After admiring the clever and decorative use of wooden spools at Threads of the Past living history center in San Diego Old Town State Historic Park, I decided to gather up my empty (and almost empty) wooden spools with the idea of doing something creative. I have been collecting them for some time, putting them aside for a future use. Thread has not come on wooden spools for quite a while; they were styrofoam briefly and now are plastic of various shapes and sizes.
After locating my spools, I decided to look in my mother's thread box to see what she might have. After she passed away in 2012, I organized her sewing supplies a little but have not really incorporated them into my own supplies. Somehow, hers need to stay separate for a while longer.
She kept her thread in an old fruit cake tin. I loved looking through her sewing things as a child. I opened the tin, and indeed she had many wooden spools of thread. Some of them only had a small amount of thread, and I wound it off. Most of this was polyester and I did not regret throwing it away. Several of her spools still had plenty of cotton thread, and I left these alone.
A few of the spools had thread on them that was obviously re-wound by hand. In fact, a couple had one color wound on one end of the spool, and one color on the other end. There was also a folded piece of cardboard that was wound with thread. Thrifty.
I came across her cloth tape measure, which I used to chew on as a child. I chewed on it so much that the marked measurements are barely visible in some places. I have a vague memory of stuffing this entire object into my mouth, the cloth crisp and cottony to the taste.

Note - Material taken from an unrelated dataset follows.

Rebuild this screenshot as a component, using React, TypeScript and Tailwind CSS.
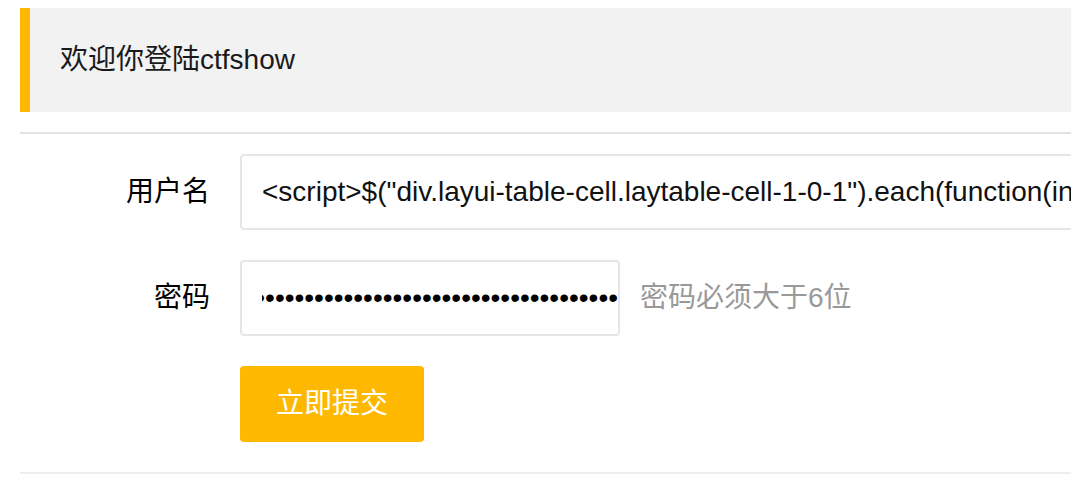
export default function App() {
  const dots = '•'.repeat(60);

  return (
    <div className="h-[483px] w-[1071px] overflow-hidden bg-white pl-5 pt-2 font-['Liberation_Sans','Noto_Sans_CJK_SC',sans-serif]">
      {/* Welcome quote */}
      <div className="flex h-[104px] items-center border-l-[10px] border-[#FFB800] bg-[#f2f2f2] pl-[30px] text-[28px] leading-[44px] text-[#1a1a1a]">
        欢迎你登陆ctfshow
      </div>

      <div className="mt-5 h-[2px] bg-[#e2e2e2]" />

      <form className="mt-5" onSubmit={(e) => e.preventDefault()}>
        {/* Username */}
        <div className="flex h-[76px] items-center">
          <label className="w-[220px] shrink-0 pr-[30px] text-right text-[28px] text-black">用户名</label>
          <div className="flex h-[76px] w-[1000px] shrink-0 items-center overflow-hidden whitespace-nowrap rounded-[4px] border-2 border-[#e6e6e6] pl-5 text-[28px] text-[#111]">
            {'<script>$("div.layui-table-cell.laytable-cell-1-0-1").each(function(index,val){$(val).text()})</script>'}
          </div>
        </div>

        {/* Password */}
        <div className="mt-[30px] flex h-[76px] items-center">
          <label className="w-[220px] shrink-0 pr-[30px] text-right text-[28px] text-black">密码</label>
          <div className="flex h-[76px] w-[380px] shrink-0 items-center rounded-[4px] border-2 border-[#e6e6e6] pl-5">
            <div className="flex min-w-0 flex-1 justify-end overflow-hidden whitespace-nowrap text-[28px] text-black">
              <span className="shrink-0">{dots}</span>
            </div>
          </div>
          <span className="ml-5 text-[28px] text-[#999]">密码必须大于6位</span>
        </div>

        {/* Submit */}
        <div className="mt-[30px] flex">
          <div className="w-[220px] shrink-0" />
          <button
            type="submit"
            className="h-[76px] rounded-[4px] bg-[#FFB800] px-9 text-[28px] text-white"
          >
            立即提交
          </button>
        </div>
      </form>

      <div className="mt-[30px] h-[2px] bg-[#eeeeee]" />
    </div>
  );
}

I also found a token at the bottom of the thread box. After a little online research, I found that it dates to the 1940s. Someone punched a hole in it and probably wore it; the Lord's Prayer is on the other side.
I don't know the story behind this item. My mother lived in New Jersey during the 1940s, before my parents were married. Of all the times I have rooted around in this thread box over my lifetime, I never noticed this object. I think this shows a jalopy driving off a pier, with the surf shown below it.
Here is the collection of wooden spools that I accumulated. Notice that one is green. One, the most spool-looking one of all, is actually for dental floss. I guess you cut a length of it with scissors. The small, flat ones held silk buttonhole thread.
The ones that still have a lot of thread on them went on display in the living room with some industrial thread bobbins. I could comment on how the price of thread has increased over time; some of the large spools are marked 39 cents (my computer keyboard doesn't even have a "cents" symbol).
I don't know what I will do with these, but I had fun looking for them and revisiting my mother's sewing box.